Under the terms of the merger agreement, Schmidt, Guild Mortgage President David Neylan and Chief Financial Officer Amber Kramer will continue to serve in their executive roles and as Guild Mortgage directors.
San Diego-based Guild Mortgage sponsors 2,683 mortgage loan originators working out of 680 branch locations and is licensed in every state but New York, according to records maintained by the Nationwide Mortgage Licensing System.
The vast majority of Guild’s $24 billion in 2024 loan production — 88 percent — came from purchase mortgages, compared to 72 percent for the industry as a whole.
But part of Guild’s business model is to retain the mortgage servicing rights (MSRs) on the loans it originates, and the company has doubled its servicing portfolio since 2019.

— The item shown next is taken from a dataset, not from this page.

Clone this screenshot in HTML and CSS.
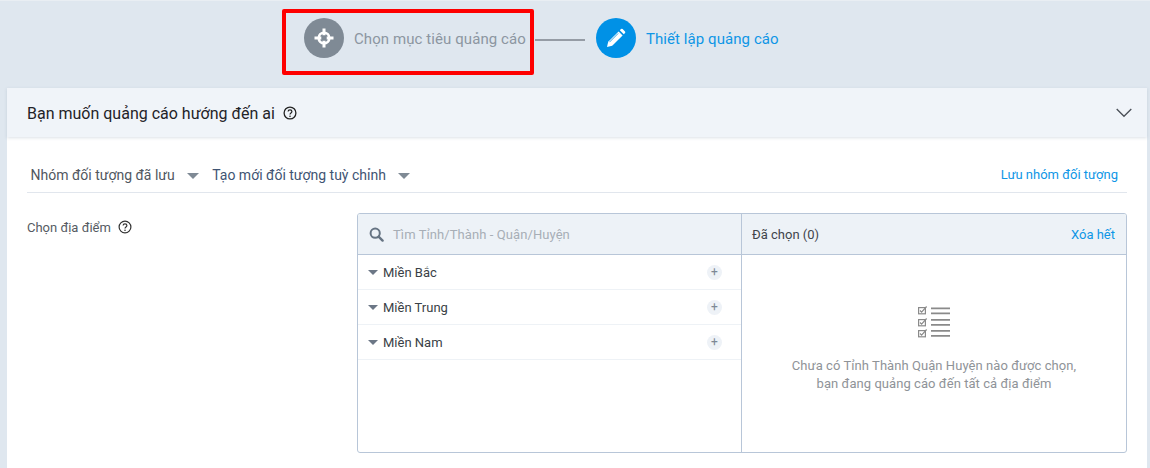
FILE: index.html
```html
<!DOCTYPE html>
<html lang="vi">
<head>
<meta charset="utf-8">
<title>Thiết lập quảng cáo</title>
<link rel="stylesheet" href="styles.css">
</head>
<body>
<div class="steps">
  <div class="step step-muted">
    <span class="step-icon icon-grey">
      <svg width="22" height="22" viewBox="0 0 22 22"><circle cx="11" cy="11" r="5.300" fill="none" stroke="#fff" stroke-width="2.600"/><path d="M9.500 1.500h3v6.800h-3zM9.500 13.700h3v6.800h-3zM1.500 9.500h6.800v3H1.500zM13.700 9.500h6.800v3h-6.800z" fill="#fff"/></svg>
    </span>
    <span class="step-label">Chọn mục tiêu quảng cáo</span>
    <span class="highlight"></span>
  </div>
  <span class="step-line"></span>
  <div class="step step-active">
    <span class="step-icon icon-blue">
      <svg width="20" height="20" viewBox="0 0 20 20"><path d="M1 19l1.200-5.200L12.600 3.400l4 4L6.200 17.800 1 19z" fill="#fff"/><path d="M13.800 2.200l1.200-1.200q.8-.7 1.600 0l2.400 2.400q.7.8 0 1.600l-1.200 1.200-4-4z" fill="#fff"/><path d="M3.400 14.200l8.800-8.800" stroke="#0091e6" stroke-width=".8"/></svg>
    </span>
    <span class="step-label">Thiết lập quảng cáo</span>
  </div>
</div>

<main class="card">
  <header class="card-head">
    <h2 class="card-title">Bạn muốn quảng cáo hướng đến ai</h2>
    <svg class="help help-lg" viewBox="0 0 14 14"><circle cx="7" cy="7" r="5.900" fill="none" stroke="#222" stroke-width="1.300"/><path d="M5.100 5.600C5.100 4.500 6 3.900 7 3.900s1.900.6 1.900 1.600c0 1.500-1.900 1.400-1.900 3" fill="none" stroke="#222" stroke-width="1.200"/><circle cx="7" cy="10.200" r=".8" fill="#222"/></svg>
    <svg class="chevron" width="16" height="10" viewBox="0 0 16 10"><path d="M.7 1l7.300 7.300L15.300 1" fill="none" stroke="#4a4f57" stroke-width="1.300"/></svg>
  </header>
  <div class="card-body">
    <div class="toolbar">
      <span class="menu menu-first">Nhóm đối tượng đã lưu<i class="caret caret-menu"></i></span>
      <span class="menu menu-second">Tạo mới đối tượng tuỳ chỉnh<i class="caret caret-menu"></i></span>
      <a class="link save-link">Lưu nhóm đối tượng</a>
    </div>
    <div class="field">
      <div class="field-label">Chọn địa điểm
        <svg class="help" viewBox="0 0 14 14"><circle cx="7" cy="7" r="5.900" fill="none" stroke="#333" stroke-width="1.200"/><path d="M5.100 5.600C5.100 4.500 6 3.900 7 3.900s1.900.6 1.900 1.600c0 1.500-1.900 1.400-1.900 3" fill="none" stroke="#333" stroke-width="1.200"/><circle cx="7" cy="10.200" r=".8" fill="#333"/></svg>
      </div>
      <div class="picker">
        <section class="pane pane-left">
          <div class="pane-head">
            <svg class="search" width="15" height="15" viewBox="0 0 15 15"><circle cx="6.200" cy="6.200" r="4.600" fill="none" stroke="#667483" stroke-width="2"/><path d="M9.600 9.600l4 4" stroke="#667483" stroke-width="2.400" stroke-linecap="round"/></svg>
            <span class="placeholder">Tìm Tỉnh/Thành - Quận/Huyện</span>
          </div>
          <div class="row"><i class="caret caret-row"></i><span class="row-name">Miền Bắc</span><span class="plus">+</span></div>
          <div class="row"><i class="caret caret-row"></i><span class="row-name">Miền Trung</span><span class="plus">+</span></div>
          <div class="row"><i class="caret caret-row"></i><span class="row-name">Miền Nam</span><span class="plus">+</span></div>
        </section>
        <section class="pane pane-right">
          <div class="pane-head head-right">
            <span class="selected">Đã chọn (0)</span>
            <a class="link">Xóa hết</a>
          </div>
          <div class="empty">
            <svg class="empty-icon" width="34" height="34" viewBox="0 0 34 34">
              <g fill="none" stroke="#8a8a8a" stroke-width="1.200">
                <rect x="1.600" y="3.600" width="6.800" height="6.200"/><rect x="1.600" y="15.600" width="6.800" height="6.200"/><rect x="1.600" y="26.600" width="6.800" height="6.200"/>
                <path d="M3 6.500l1.600 1.600L9.600 2.500M3 18.500l1.600 1.600 5-5.600M3 29.500l1.600 1.600 5-5.600"/>
              </g>
              <path d="M14 3.500h19v1.800H14zM14 8.500h19v1.800H14zM14 15h19v1.800H14zM14 20h19v1.800H14zM14 26h19v1.800H14zM14 31h19v1.800H14z" fill="#8a8a8a"/>
            </svg>
            <p class="empty-text">Chưa có Tỉnh Thành Quận Huyện nào được chọn,<br>bạn đang quảng cáo đến tất cả địa điểm</p>
          </div>
        </section>
      </div>
    </div>
  </div>
</main>
</body>
</html>
```
FILE: styles.css
```css
* { box-sizing: border-box; }
html, body { height: 100%; }
body {
  margin: 0;
  height: 468px;
  overflow: hidden;
  background: #dfe7ef;
  font-family: Roboto, "Noto Sans", sans-serif;
  font-size: 13px;
  color: #2b2f36;
}
.steps {
  display: flex;
  align-items: center;
  height: 88px;
  padding: 0 0 13px 304px;
  border-top: 1px solid #e9eef3;
}
.step { position: relative; display: flex; align-items: center; gap: 10px; }
.step-icon {
  width: 40px;
  height: 40px;
  border-radius: 50%;
  display: flex;
  align-items: center;
  justify-content: center;
}
.icon-grey { background: #7f8a95; }
.icon-blue { background: #0091e6; }
.step-label { padding-top: 2px; font-size: 15px; letter-spacing: .08px; }
.step-muted .step-label { color: #8c96a1; }
.step-active .step-label { color: #0e96e6; }
.step-line { width: 50px; height: 2px; margin: 3px 11px 0 9px; background: #959ca5; }
.highlight {
  position: absolute;
  left: -22px;
  top: -9px;
  width: 252px;
  height: 66px;
  border: 4px solid #fe0000;
  border-radius: 2px;
}
.card {
  margin: 0 3px 0 7px;
  height: 380px;
  background: #fff;
}
.card-head {
  display: flex;
  align-items: center;
  gap: 7px;
  height: 49px;
  padding: 0 15px 0 20px;
  background: #f0f4f9;
  box-shadow: 0 1px 3px rgba(120, 140, 165, .25);
}
.card-title { margin: 0; padding-top: 2px; font-size: 16px; font-weight: 400; color: #1f2328; }
.help { width: 14px; height: 14px; flex: none; }
.help-lg { margin: 1px 0 0 1px; }
.chevron { margin-left: auto; }
.card-body { padding: 23px 20px 0; }
.toolbar {
  display: flex;
  align-items: center;
  height: 33px;
  padding-bottom: 3px;
  border-bottom: 1px solid #e1e6ed;
}
.menu { display: flex; align-items: center; font-size: 14px; }
.menu-first { margin-left: 3.500px; color: #51575f; }
.menu-second { margin-left: 13.500px; color: #3f5473; }
.caret { display: block; width: 0; height: 0; border-style: solid; border-color: #7f8a95 transparent transparent; }
.caret-menu { margin-left: 12px; margin-top: 2px; border-width: 6px 6.500px 0; }
.caret-row { border-width: 5px 5.500px 0; border-top-color: #6c7786; }
.link { color: #0e96e6; font-size: 13px; }
.save-link { margin-left: auto; margin-right: 9px; }
.field { display: flex; padding-top: 20px; }
.field-label {
  display: flex;
  align-items: center;
  gap: 7px;
  width: 330px;
  height: 28px;
  color: #555b63;
  font-size: 13px;
}
.picker {
  display: flex;
  width: 770px;
  height: 240px;
  border: 1px solid #b8c6d8;
  border-radius: 3px;
  overflow: hidden;
}
.pane-left { width: 384px; border-right: 1px solid #b8c6d8; }
.pane-right { flex: 1; }
.pane-head {
  display: flex;
  align-items: center;
  height: 41px;
  background: #edf2f7;
  border-bottom: 1px solid #b8c6d8;
  padding: 0 11px;
}
.placeholder { margin-left: 9px; color: #a7aeb6; font-size: 13px; letter-spacing: .08px; }
.head-right { justify-content: space-between; padding: 0 11px 0 10px; }
.selected { color: #3f444b; font-size: 13px; }
.row {
  display: flex;
  align-items: center;
  height: 35px;
  padding: 0 19px 0 10px;
  border-bottom: 1px solid #eef2f6;
}
.row-name { margin-left: 5px; color: #3a3f46; font-size: 13px; }
.plus {
  margin-left: auto;
  width: 15px;
  height: 15px;
  border-radius: 50%;
  background: #eef2f7;
  color: #7d8895;
  font-size: 12px;
  line-height: 15px;
  text-align: center;
}
.empty { display: flex; flex-direction: column; align-items: center; padding-top: 49px; }
.empty-icon { display: block; }
.empty-text { margin: 19px 0 0; color: #8f9398; font-size: 13px; letter-spacing: .06px; line-height: 18px; text-align: center; }
```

Guild grows mortgage servicing rights portfolio

Source: Guild Holdings earnings reports.
As a loan servicer, Guild was collecting monthly payments from 387,000 borrowers with $98.3 billion in outstanding mortgage balances as of Sept. 30, the company disclosed on Nov. 6 in its final quarterly earnings report as a publicly traded company.
During the first nine months of the year, Guild had a 23 percent purchase recapture rate, a 50 percent refinance recapture rate and a 33 percent overall recapture rate.

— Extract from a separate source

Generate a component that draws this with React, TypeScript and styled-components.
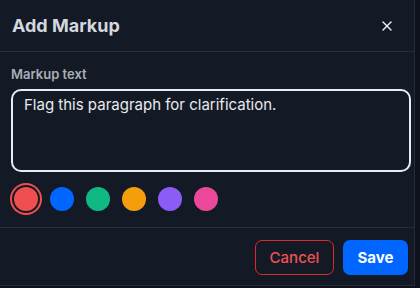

Guild will operate as a privately held independent entity of Bayview Asset Management’s MSR Fund, which also owns Lakeview Loan Servicing — giving it an edge in offering refinancing to more than two million borrowers serviced by Lakeview.

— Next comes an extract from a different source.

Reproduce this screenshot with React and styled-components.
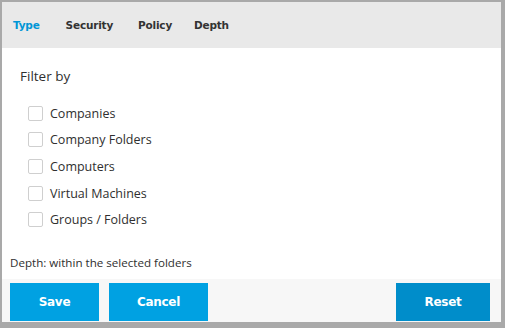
import React from 'react';
import styled, { createGlobalStyle } from 'styled-components';

const Global = createGlobalStyle`
    html, body {
        margin: 0;
        background: #a9a9a9;
    }
    body {
        font-family: "Segoe UI", "Open Sans", "Liberation Sans", sans-serif;
    }
`;

const Frame = styled.div`
    width: 505px;
    height: 328px;
    padding: 2px 0 0 2px;
    box-sizing: border-box;
`;

const Panel = styled.div`
    width: 499px;
    height: 320px;
    background: #fff;
    display: flex;
    flex-direction: column;
`;

const Tabs = styled.nav`
    height: 46px;
    background: #e9e9e9;
    display: flex;
    align-items: center;
    padding: 0 0 0 11px;
`;

const Tab = styled.span`
    font-family: "DejaVu Sans", Verdana, sans-serif;
    font-size: 10.5px;
    font-weight: bold;
    color: ${(props) => (props.active ? '#0096d6' : '#333')};
    margin-right: ${(props) => props.gap}px;
    letter-spacing: -0.2px;
`;

const Body = styled.div`
    flex: 1;
    display: flex;
    flex-direction: column;
    padding: 19px 0 0 0;
    color: #2f2f2f;
`;

const Title = styled.div`
    font-size: 13.5px;
    font-weight: 500;
    padding-left: 18px;
    line-height: 18px;
`;

const List = styled.div`
    display: flex;
    flex-direction: column;
    gap: 11.7px;
    padding: 20.5px 0 0 26px;
`;

const Row = styled.label`
    display: flex;
    align-items: center;
    gap: 7px;
    font-size: 12.5px;
    line-height: 15px;
    color: #2f2f2f;
`;

const Box = styled.span`
    width: 13px;
    height: 13px;
    border: 1px solid #cfcfcf;
    border-radius: 2px;
    background: #fff;
`;

const Note = styled.div`
    margin-top: auto;
    font-size: 11.6px;
    padding: 0 0 9px 8px;
`;

const Footer = styled.div`
    height: 43px;
    background: #f7f7f7;
    display: flex;
    align-items: flex-start;
    padding: 4px 11px 0 8px;
    box-sizing: border-box;
    gap: 10px;
`;

const Button = styled.button`
    width: ${(props) => props.w}px;
    height: 38px;
    border: 0;
    margin-left: ${(props) => (props.push ? 'auto' : '0')};
    background: ${(props) => (props.dark ? '#008dca' : '#00a1e2')};
    color: #fff;
    font-family: "DejaVu Sans", Verdana, sans-serif;
    font-size: 12px;
    font-weight: bold;
    letter-spacing: -0.3px;
`;

const items = ['Companies', 'Company Folders', 'Computers', 'Virtual Machines', 'Groups / Folders'];

const App = () => (
    <Frame>
        <Global />
        <Panel>
            <Tabs>
                <Tab active gap={26}>Type</Tab>
                <Tab gap={25}>Security</Tab>
                <Tab gap={22}>Policy</Tab>
                <Tab gap={0}>Depth</Tab>
            </Tabs>
            <Body>
                <Title>Filter by</Title>
                <List>
                    {items.map((item) => (
                        <Row key={item}><Box />{item}</Row>
                    ))}
                </List>
                <Note>Depth: within the selected folders</Note>
            </Body>
            <Footer>
                <Button w={89}>Save</Button>
                <Button w={99}>Cancel</Button>
                <Button w={94} dark push>Reset</Button>
            </Footer>
        </Panel>
    </Frame>
);

export default App;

“The Guild leadership team is excited to bring our expertise in distributed retail origination, retained servicing, and the customer-for-life business model to the MSR Fund,” Schmidt said.
Fannie Mae economists predict rates on 30-year fixed-rate loans will fall below 6 percent by the end of next year, boosting 2026 refinancing volume by 73 percent, to $847 billion. Forecasters at the Mortgage Bankers Association expect mortgage rates will average 6.4 percent next year, with refinancing growing by a more modest 6 percent, to $737 billion.
Rocket’s long-term goal is to capture 20 percent of the mortgage loan refinancing business and 8 percent of the purchase loan market, and this year’s acquisitions of Mr. Cooper and real estate brokerage Redfin could help it hit those targets.
Aided by AI-driven insights and marketing, Mr. Cooper and Rocket’s combined $2 trillion loan servicing portfolio owed by 10 million homeowners is expected to generate big business in refinancing, while preferred mortgage pricing for Redfin-linked deals could drive purchase loan growth.